====== Extracted records ======
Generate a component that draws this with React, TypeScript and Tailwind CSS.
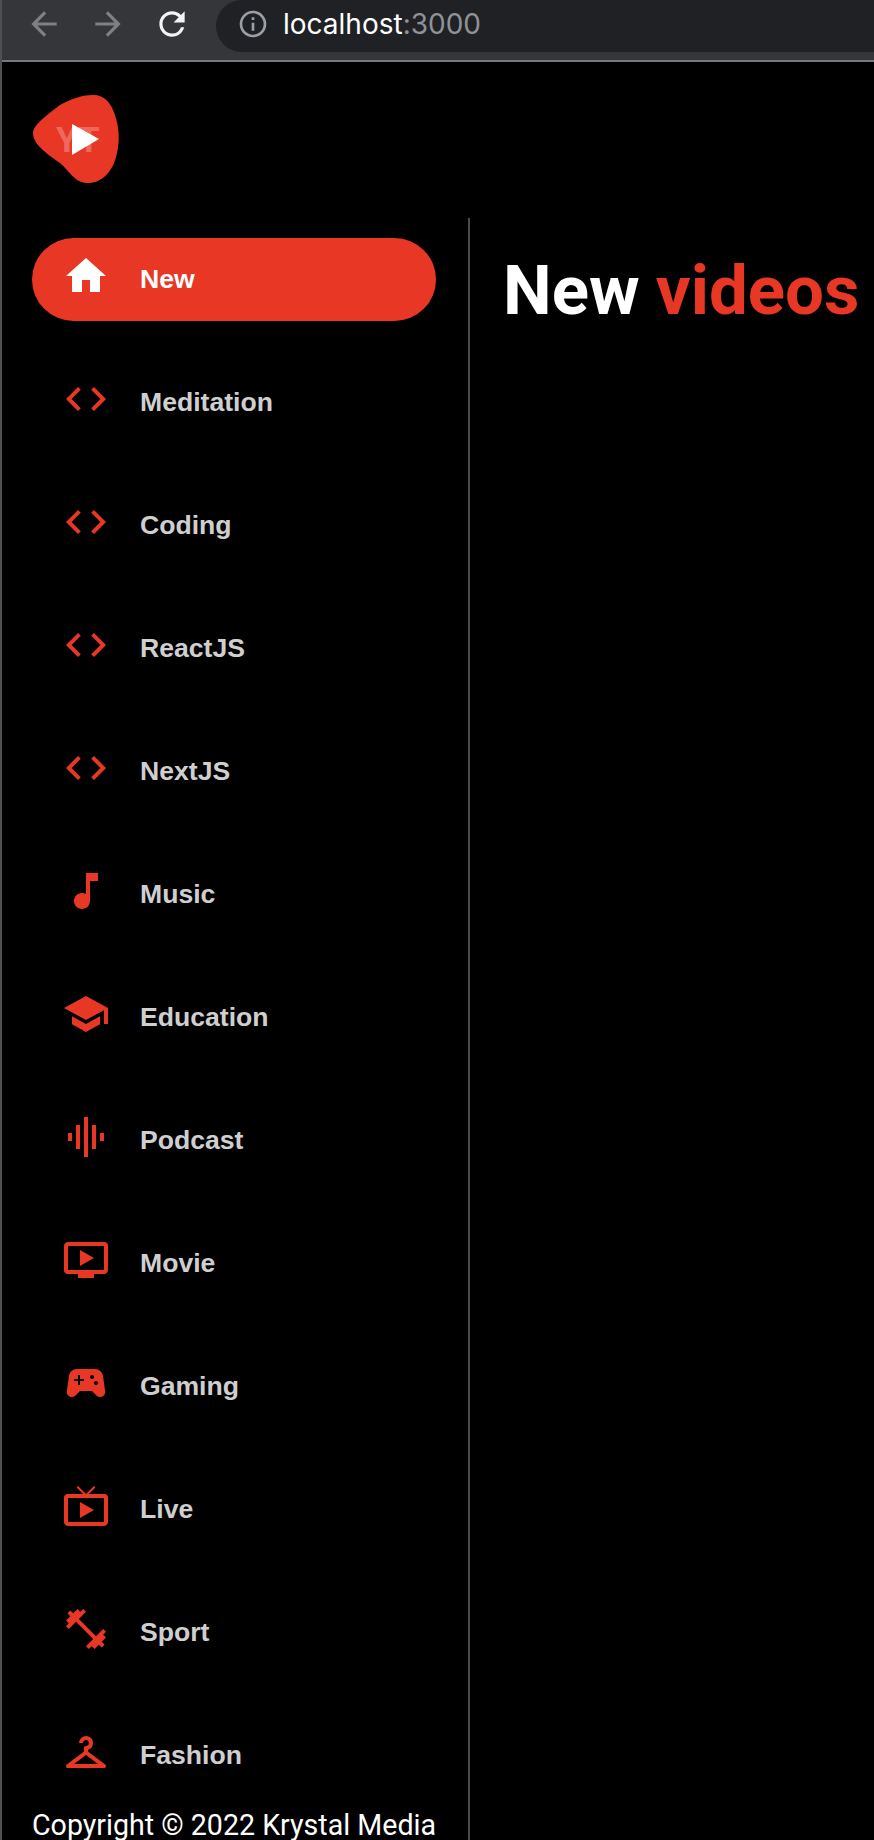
import React from "react";
import {
  MdHome, MdCode, MdMusicNote, MdSchool, MdGraphicEq, MdOndemandVideo,
  MdSportsEsports, MdLiveTv, MdFitnessCenter, MdCheckroom, MdArrowBack, MdArrowForward, MdRefresh, MdInfoOutline,
} from "react-icons/md";

const items = [
  ["New", MdHome], ["Meditation", MdCode], ["Coding", MdCode], ["ReactJS", MdCode], ["NextJS", MdCode],
  ["Music", MdMusicNote], ["Education", MdSchool], ["Podcast", MdGraphicEq], ["Movie", MdOndemandVideo],
  ["Gaming", MdSportsEsports], ["Live", MdLiveTv], ["Sport", MdFitnessCenter], ["Fashion", MdCheckroom],
] as const;

function Logo() {
  return (
    <svg width="88" height="90" viewBox="0 0 88 90">
      <path d="M0 38C0 30 14 20 27 10C40 3 50 0 60 0C72 0 78 8 82 20C86 32 87 45 84 58C80 78 68 88 55 88C42 88 38 78 27 68C16 60 0 50 0 38Z" fill="#e93725" />
      <text x="23" y="57" fill="#ffffff" fillOpacity="0.25" fontSize="35" fontWeight="700" fontFamily="Roboto, sans-serif">YT</text>
      <path d="M39 29L66 44L39 60Z" fill="#ffffff" />
    </svg>
  );
}

export default function App() {
  return (
    <div className="h-[1840px] w-[874px] overflow-hidden bg-black border-l-2 border-[#4f5053] flex flex-col font-['Roboto',sans-serif]">
      <div className="h-[62px] shrink-0 bg-[#35363a] border-b-2 border-[#77787b] flex items-start">
        <div className="flex items-center h-[47px] pl-[23px]">
          <MdArrowBack size={38} className="text-[#7f8083]" />
          <MdArrowForward size={38} className="text-[#7f8083] ml-[26px]" />
          <MdRefresh size={38} className="text-[#f1f3f4] ml-[26px]" />
        </div>
        <div className="ml-[25px] flex-1 h-[52px] bg-[#202124] rounded-l-[26px] flex items-center pl-[21px] pb-[4px]">
          <MdInfoOutline size={32} className="text-[#9aa0a6]" />
          <span className="ml-[14px] text-[28px] font-['Inter',sans-serif] text-white">
            localhost<span className="text-[#8f9296]">:3000</span>
          </span>
        </div>
      </div>
      <div className="flex-1 flex min-h-0">
        <div className="w-[468px] shrink-0 flex flex-col min-h-0">
          <div className="h-[156px] shrink-0 pt-[33px] pl-[31px]">
            <Logo />
          </div>
          <div className="flex-1 min-h-0 border-r-2 border-[#4b4b4b] pt-[20px] pl-[30px] pr-[32px] flex flex-col overflow-hidden">
            <div className="flex-1 min-h-0 overflow-hidden flex flex-col gap-[40px]">
              {items.map(([label, Icon], i) => (
                <div
                  key={label}
                  className={`h-[83px] shrink-0 rounded-[42px] pl-[30px] flex items-center ${i === 0 ? "bg-[#e93725]" : ""}`}
                >
                  <Icon size={48} className={`mb-[7px] ${i === 0 ? "text-white" : "text-[#e93725]"}`} />
                  <span className={`ml-[30px] text-[26.6px] font-bold font-['Liberation_Sans',sans-serif] ${i === 0 ? "text-white" : "text-[#cfcfcf]"}`}>
                    {label}
                  </span>
                </div>
              ))}
            </div>
            <p className="text-[28.6px] leading-[30px] text-white whitespace-nowrap">Copyright © 2022 Krystal Media</p>
          </div>
        </div>
        <div className="flex-1 min-w-0 pl-[33px] pt-[189px]">
          <h1 className="text-[69px] leading-[80px] font-bold text-white whitespace-nowrap [word-spacing:-1px]">
            New <span className="text-[#e93725]">videos</span>
          </h1>
        </div>
      </div>
    </div>
  );
}
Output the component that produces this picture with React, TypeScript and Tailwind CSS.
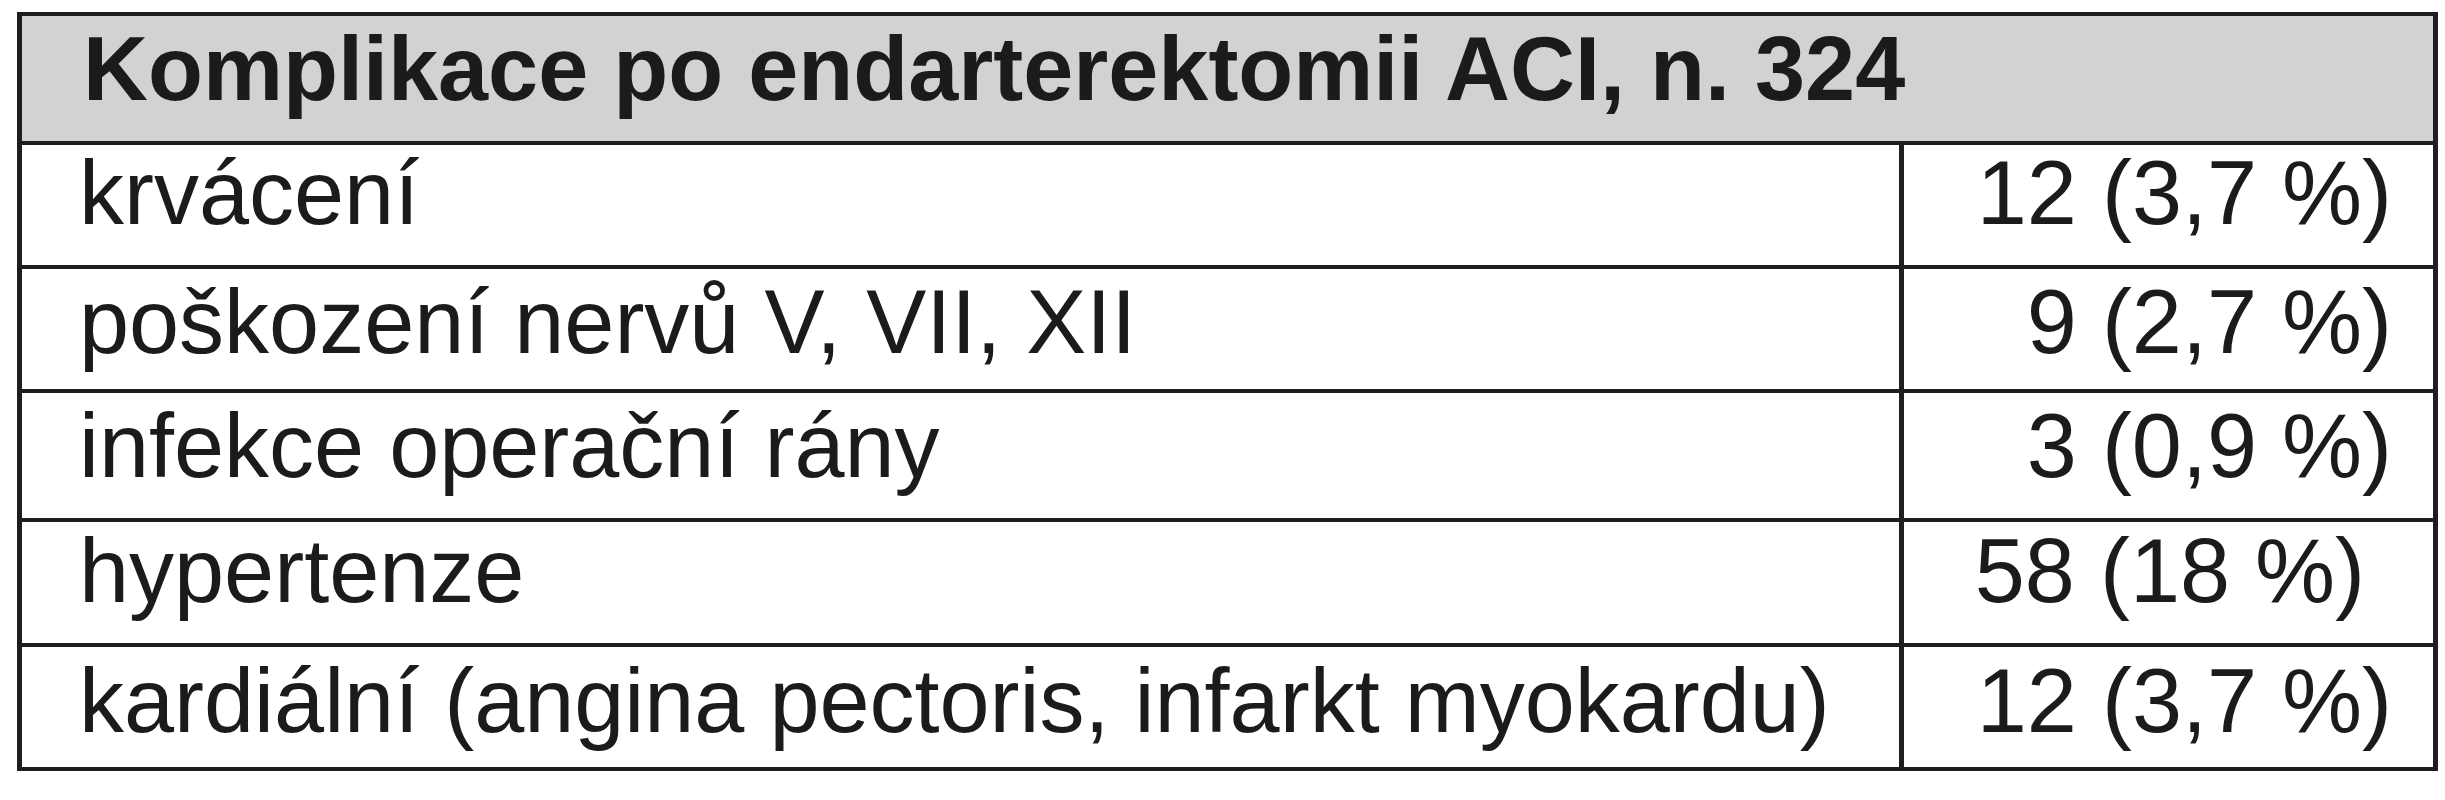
const rows = [
  { label: "krvácení", value: "12 (3,7 %)", h: "h-[124px]", pt: "pt-[3px]", pr: "pr-[41px]" },
  { label: "poškození nervů V, VII, XII", value: "9 (2,7 %)", h: "h-[124px]", pt: "pt-[8px]", pr: "pr-[41px]" },
  { label: "infekce operační rány", value: "3 (0,9 %)", h: "h-[129px]", pt: "pt-[8px]", pr: "pr-[41px]" },
  { label: "hypertenze", value: "58 (18 %)", h: "h-[125px]", pt: "pt-[4px]", pr: "pr-[68px]" },
  { label: "kardiální (angina pectoris, infarkt myokardu)", value: "12 (3,7 %)", h: "h-[124px]", pt: "pt-[9px]", pr: "pr-[41px]" },
];

export default function App() {
  return (
    <div className="min-h-[800px] w-[2445px] bg-white pt-[12px] pl-[17px] font-['Liberation_Sans',Arial,sans-serif] text-[90px] leading-none text-[#1b1b1b]">
      <div className="w-[2421px] border-x-[5px] border-t-4 border-[#1e1e1e]">
        <div className="h-[129px] border-b-4 border-[#1e1e1e] bg-[#d1d2d4] pl-[61px] pt-[8px] font-bold">
          Komplikace po endarterektomii ACI, n. 324
        </div>
        {rows.map((r) => (
          <div key={r.label} className={`flex ${r.h} border-b-4 border-[#1e1e1e]`}>
            <div className={`flex-1 pl-[57px] ${r.pt} whitespace-nowrap`}>{r.label}</div>
            <div className={`w-[534px] border-l-[5px] border-[#1e1e1e] text-right ${r.pt} ${r.pr} whitespace-nowrap`}>
              {r.value}
            </div>
          </div>
        ))}
      </div>
    </div>
  );
}
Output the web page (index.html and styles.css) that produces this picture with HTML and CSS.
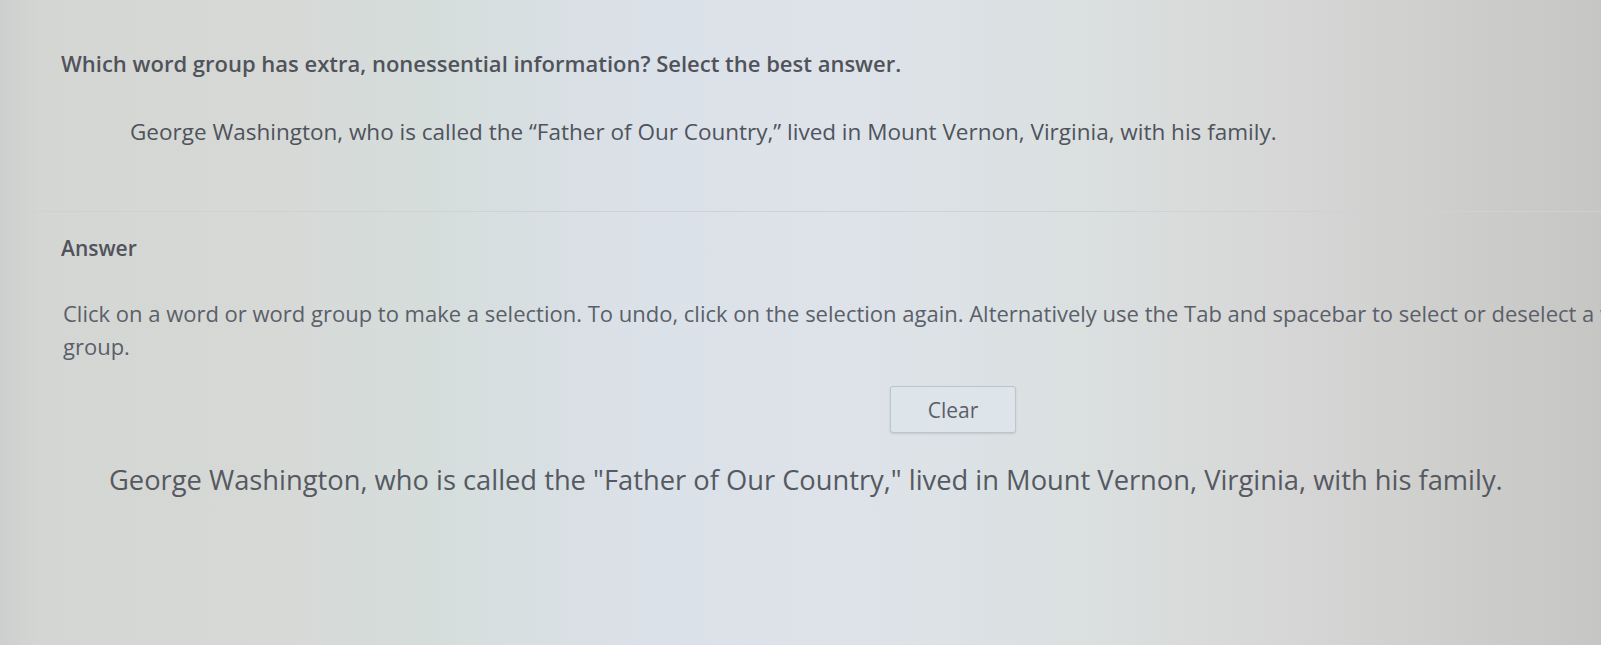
======
◆ Problem description: Copy the material above in full and exactly, skipping pictures.

◆ Full answer:
Generate a component that draws this with React, TypeScript and Tailwind CSS.
import React from "react";
import {
  MdHome, MdCode, MdMusicNote, MdSchool, MdGraphicEq, MdOndemandVideo,
  MdSportsEsports, MdLiveTv, MdFitnessCenter, MdCheckroom, MdArrowBack, MdArrowForward, MdRefresh, MdInfoOutline,
} from "react-icons/md";

const items = [
  ["New", MdHome], ["Meditation", MdCode], ["Coding", MdCode], ["ReactJS", MdCode], ["NextJS", MdCode],
  ["Music", MdMusicNote], ["Education", MdSchool], ["Podcast", MdGraphicEq], ["Movie", MdOndemandVideo],
  ["Gaming", MdSportsEsports], ["Live", MdLiveTv], ["Sport", MdFitnessCenter], ["Fashion", MdCheckroom],
] as const;

function Logo() {
  return (
    <svg width="88" height="90" viewBox="0 0 88 90">
      <path d="M0 38C0 30 14 20 27 10C40 3 50 0 60 0C72 0 78 8 82 20C86 32 87 45 84 58C80 78 68 88 55 88C42 88 38 78 27 68C16 60 0 50 0 38Z" fill="#e93725" />
      <text x="23" y="57" fill="#ffffff" fillOpacity="0.25" fontSize="35" fontWeight="700" fontFamily="Roboto, sans-serif">YT</text>
      <path d="M39 29L66 44L39 60Z" fill="#ffffff" />
    </svg>
  );
}

export default function App() {
  return (
    <div className="h-[1840px] w-[874px] overflow-hidden bg-black border-l-2 border-[#4f5053] flex flex-col font-['Roboto',sans-serif]">
      <div className="h-[62px] shrink-0 bg-[#35363a] border-b-2 border-[#77787b] flex items-start">
        <div className="flex items-center h-[47px] pl-[23px]">
          <MdArrowBack size={38} className="text-[#7f8083]" />
          <MdArrowForward size={38} className="text-[#7f8083] ml-[26px]" />
          <MdRefresh size={38} className="text-[#f1f3f4] ml-[26px]" />
        </div>
        <div className="ml-[25px] flex-1 h-[52px] bg-[#202124] rounded-l-[26px] flex items-center pl-[21px] pb-[4px]">
          <MdInfoOutline size={32} className="text-[#9aa0a6]" />
          <span className="ml-[14px] text-[28px] font-['Inter',sans-serif] text-white">
            localhost<span className="text-[#8f9296]">:3000</span>
          </span>
        </div>
      </div>
      <div className="flex-1 flex min-h-0">
        <div className="w-[468px] shrink-0 flex flex-col min-h-0">
          <div className="h-[156px] shrink-0 pt-[33px] pl-[31px]">
            <Logo />
          </div>
          <div className="flex-1 min-h-0 border-r-2 border-[#4b4b4b] pt-[20px] pl-[30px] pr-[32px] flex flex-col overflow-hidden">
            <div className="flex-1 min-h-0 overflow-hidden flex flex-col gap-[40px]">
              {items.map(([label, Icon], i) => (
                <div
                  key={label}
                  className={`h-[83px] shrink-0 rounded-[42px] pl-[30px] flex items-center ${i === 0 ? "bg-[#e93725]" : ""}`}
                >
                  <Icon size={48} className={`mb-[7px] ${i === 0 ? "text-white" : "text-[#e93725]"}`} />
                  <span className={`ml-[30px] text-[26.6px] font-bold font-['Liberation_Sans',sans-serif] ${i === 0 ? "text-white" : "text-[#cfcfcf]"}`}>
                    {label}
                  </span>
                </div>
              ))}
            </div>
            <p className="text-[28.6px] leading-[30px] text-white whitespace-nowrap">Copyright © 2022 Krystal Media</p>
          </div>
        </div>
        <div className="flex-1 min-w-0 pl-[33px] pt-[189px]">
          <h1 className="text-[69px] leading-[80px] font-bold text-white whitespace-nowrap [word-spacing:-1px]">
            New <span className="text-[#e93725]">videos</span>
          </h1>
        </div>
      </div>
    </div>
  );
}
Output the component that produces this picture with React, TypeScript and Tailwind CSS.
const rows = [
  { label: "krvácení", value: "12 (3,7 %)", h: "h-[124px]", pt: "pt-[3px]", pr: "pr-[41px]" },
  { label: "poškození nervů V, VII, XII", value: "9 (2,7 %)", h: "h-[124px]", pt: "pt-[8px]", pr: "pr-[41px]" },
  { label: "infekce operační rány", value: "3 (0,9 %)", h: "h-[129px]", pt: "pt-[8px]", pr: "pr-[41px]" },
  { label: "hypertenze", value: "58 (18 %)", h: "h-[125px]", pt: "pt-[4px]", pr: "pr-[68px]" },
  { label: "kardiální (angina pectoris, infarkt myokardu)", value: "12 (3,7 %)", h: "h-[124px]", pt: "pt-[9px]", pr: "pr-[41px]" },
];

export default function App() {
  return (
    <div className="min-h-[800px] w-[2445px] bg-white pt-[12px] pl-[17px] font-['Liberation_Sans',Arial,sans-serif] text-[90px] leading-none text-[#1b1b1b]">
      <div className="w-[2421px] border-x-[5px] border-t-4 border-[#1e1e1e]">
        <div className="h-[129px] border-b-4 border-[#1e1e1e] bg-[#d1d2d4] pl-[61px] pt-[8px] font-bold">
          Komplikace po endarterektomii ACI, n. 324
        </div>
        {rows.map((r) => (
          <div key={r.label} className={`flex ${r.h} border-b-4 border-[#1e1e1e]`}>
            <div className={`flex-1 pl-[57px] ${r.pt} whitespace-nowrap`}>{r.label}</div>
            <div className={`w-[534px] border-l-[5px] border-[#1e1e1e] text-right ${r.pt} ${r.pr} whitespace-nowrap`}>
              {r.value}
            </div>
          </div>
        ))}
      </div>
    </div>
  );
}
Output the web page (index.html and styles.css) that produces this picture with HTML and CSS.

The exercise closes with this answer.